I believe I have mentioned a number of times to all my friends that I hate to garden. I don’t like dirt under my fingernails and I don’t like it on my hands. One episode of ‘Monk’ has him in the woods, saying “I have nature on my hand.” My feelings exactly.
A friend of mine is on a working vacation at an archeological dig in the Middle East. She asked if I would look after things for her. I said no prob a) because that’s what friends do — they help each other out and b) I had a knee replacement and she was really there for me.
It has been terribly hot and nasty, even for this time of year. Town has been filled with people from all over, coming in for two art festivals. That makes parking, even in a residential area, a real bear. Luckily, my friend’s house has a driveway. I say luckily, but not because of the car.
The borough is very picky about maintenance of property within the borough limits. One day I go over to the house and there is a warning wedged in the door jam. “The shrubs and weeds in the back are hanging over into the public alleyway and must be clipped back. This will be your only warning.”

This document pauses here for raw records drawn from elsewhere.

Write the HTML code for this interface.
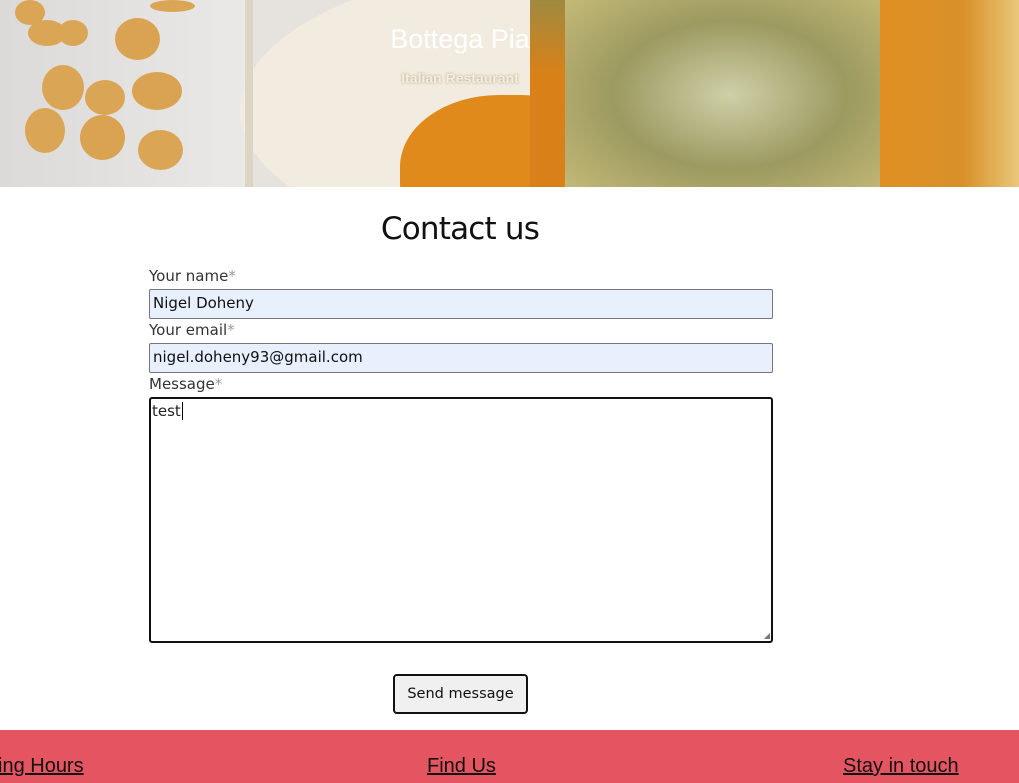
<!DOCTYPE html>
<html><head><meta charset="utf-8">
<style>
*{box-sizing:border-box;margin:0;padding:0}
body{width:1019px;height:783px;overflow:hidden;background:#fff;font-family:"DejaVu Sans","Liberation Sans",sans-serif;color:#222;position:relative}
.hero{position:absolute;left:0;top:0;width:1019px;height:187px;overflow:hidden;background:#e6e3df}
.hero div{position:absolute}
.t1{position:absolute;z-index:5;left:0;width:920px;text-align:center;top:24px;font-size:27px;color:#fff;font-family:"Liberation Sans",sans-serif}
.t2{position:absolute;z-index:5;left:0;width:920px;text-align:center;top:70px;font-size:14px;font-weight:bold;color:#f4eedc;font-family:"Liberation Sans",sans-serif;text-shadow:0 0 2px rgba(120,90,40,.5)}
h1{position:absolute;top:211px;left:0;width:920px;text-align:center;font-weight:normal;font-size:31px;color:#111;font-family:"DejaVu Sans",sans-serif;letter-spacing:-0.8px}
label{position:absolute;left:149px;font-size:15px;color:#333}
label span{color:#999}
.in{position:absolute;left:149px;width:624px;height:30px;background:#e8f0fe;border:1px solid #767676;border-radius:2px;font-size:15px;padding:4px 3px;color:#111}
.ta{position:absolute;left:149px;top:397px;width:624px;height:246px;border:2px solid #111;border-radius:3px;padding:3px 1px;font-size:15px}
.btn{position:absolute;left:393px;top:674px;width:135px;height:40px;border:2px solid #111;border-radius:4px;background:#f0f0f0;font-size:14.5px;text-align:center;line-height:36px;color:#111}
.foot{position:absolute;left:0;top:730px;width:1019px;height:53px;background:#e55561}
.foot a{position:absolute;top:25px;font-size:20px;color:#111;text-decoration:underline;font-family:"Liberation Sans",sans-serif}
</style></head><body>
<div class="hero">
 <div style="left:0;top:0;width:250px;height:187px;background:linear-gradient(90deg,#dcdad8,#ebe9e7)"></div>
 <div style="left:240px;top:-40px;width:700px;height:300px;border-radius:50%;background:#f1ebe0"></div>
 <div style="left:245px;top:0;width:8px;height:187px;background:#ddd5c3"></div>
 <div style="left:400px;top:95px;width:220px;height:160px;border-radius:45%;background:#e08a1c"></div>
 <div style="left:530px;top:0;width:60px;height:187px;background:linear-gradient(180deg,#a08a40,#d98118 40%)"></div>
 <div style="left:565px;top:-10px;width:330px;height:210px;border-radius:10px;background:radial-gradient(ellipse at 50% 50%,#cfcfa8,#9c9a60 50%,#c9bd7a)"></div>
 <div style="left:880px;top:0;width:139px;height:187px;background:linear-gradient(90deg,#e09022,#d9902a 60%,#e9c77a)"></div>
 <div style="left:15px;top:0;width:30px;height:25px;border-radius:50%;background:#dba556"></div>
 <div style="left:28px;top:20px;width:38px;height:26px;border-radius:50%;background:#dba556"></div>
 <div style="left:58px;top:20px;width:30px;height:26px;border-radius:50%;background:#dba556"></div>
 <div style="left:115px;top:18px;width:45px;height:42px;border-radius:50%;background:#d9a352"></div>
 <div style="left:42px;top:65px;width:42px;height:45px;border-radius:50%;background:#dba556"></div>
 <div style="left:85px;top:80px;width:40px;height:35px;border-radius:50%;background:#dba556"></div>
 <div style="left:132px;top:72px;width:50px;height:38px;border-radius:50%;background:#d9a352"></div>
 <div style="left:25px;top:108px;width:40px;height:45px;border-radius:50%;background:#dba556"></div>
 <div style="left:80px;top:115px;width:45px;height:45px;border-radius:50%;background:#d9a352"></div>
 <div style="left:138px;top:130px;width:45px;height:40px;border-radius:50%;background:#dba556"></div>
 <div style="left:150px;top:0;width:45px;height:12px;border-radius:50%;background:#dba556"></div>
</div>
<div class="t1">Bottega Pia</div>
<div class="t2">Italian Restaurant</div>
<h1>Contact us</h1>
<label style="top:267px">Your name<span>*</span></label>
<div class="in" style="top:289px">Nigel Doheny</div>
<label style="top:321px">Your email<span>*</span></label>
<div class="in" style="top:343px">nigel.doheny93@gmail.com</div>
<label style="top:375px">Message<span>*</span></label>
<div class="ta">test<span style="border-left:1px solid #000;margin-left:1px"></span><span style="position:absolute;right:1px;bottom:1px;font-size:8px;color:#777">◢</span></div>
<div class="btn">Send message</div>
<div class="foot">
 <a style="left:-2px">ing Hours</a>
 <a style="left:427px">Find Us</a>
 <a style="left:843px">Stay in touch</a>
</div>
</body></html>
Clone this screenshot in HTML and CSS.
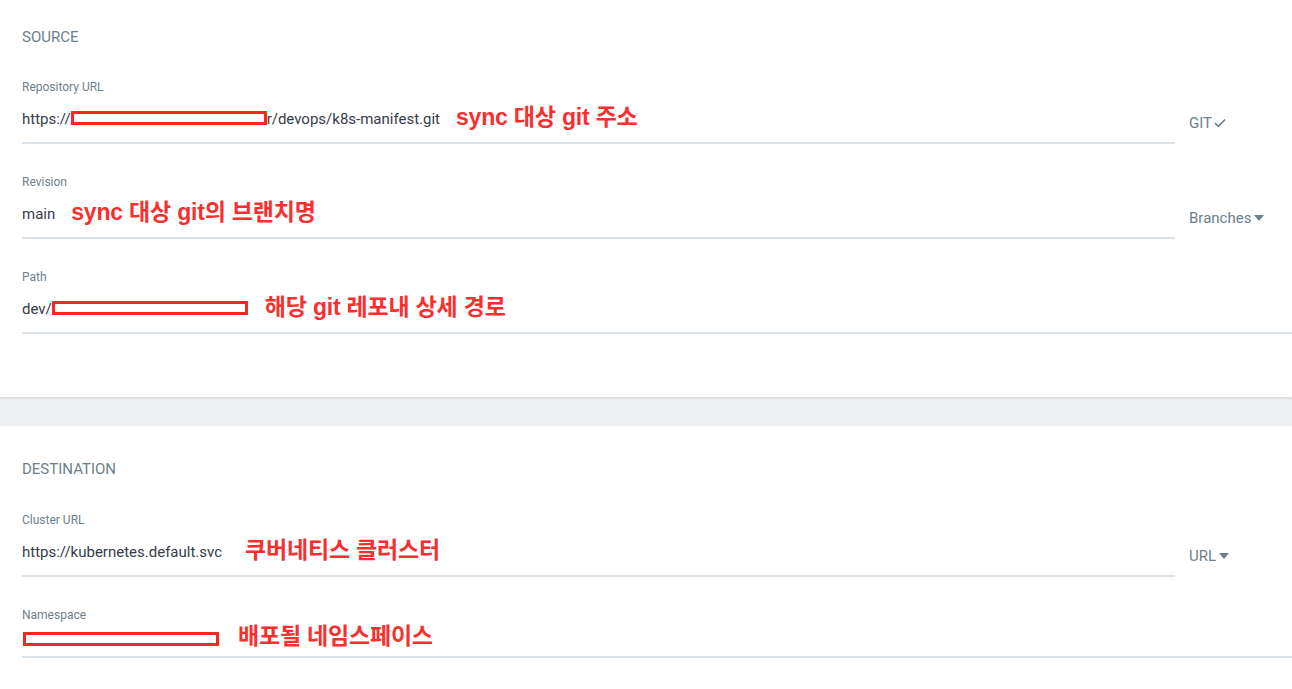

After work the next evening I took my gloves and clippers, and started clipping. The burrs and chicory didn’t pose a problem at all. Now she had told me about the “false bamboo” but I had no idea what that was. Plus I didn’t really know where the property ended. I know now. On both counts. “False bamboo” leaves don’t look like bamboo leaves, but the stalks certainly do.
I figured where the neighbor ended trimming was the property line.
I had asked where to throw the clippings and was told to throw them in the dumpster across the alley. Burrs and chicory — again no problem. The false bamboo clippings filled most of two dumpsters. My intention was to toss in the rest of the clippings the next morning if the dumpsters were emptied. If not, there was room for the tenants to throw trash. Certainly the dumpsters would be emptied on Monday.
The remaining clippings I dragged into the driveway. The pile was taller than I am! All told it took about 45 minutes to complete the hack job I did on her shrubbery.
I wanted to get a drink when I was able to drag my exhausted, sorry butt up the drive and up the stairs into the house. There was another problem. (Since I didn’t tell her about this, she will yell at me if she reads this entry.)
My friend keeps kosher. That’s not really a problem except I don’t know which glasses are for dairy and which are for meat. Also not a problem, you say, since water is parve? Au contraire. Problem! After I drink the water, how do I clean the glass? Does she have a sponge for meat and one for dairy? I am willing to bet that’s a “yes.” Do I know which is which? That would be a “no.” I wasn’t about to leave the glass in the sink until she returns. Sticking my head under the faucet of her kitchen sink and possibly getting hair in her sink was also a “no go.”
My solution was to wash my hands, use my hand as a cup, then use her air conditioner in the guest room until I felt like I could move again.
After all was said and done I noticed the wound.
It looks like a fluke worm bite, but surely I would see a water creature in the shrubs. I figure the mark was left by a run-in with the end of a stick.
The next morning, the dumpsters were emptied and now the driveway is clear. However, in my mind, I still feel like I have nature all over me. UGH!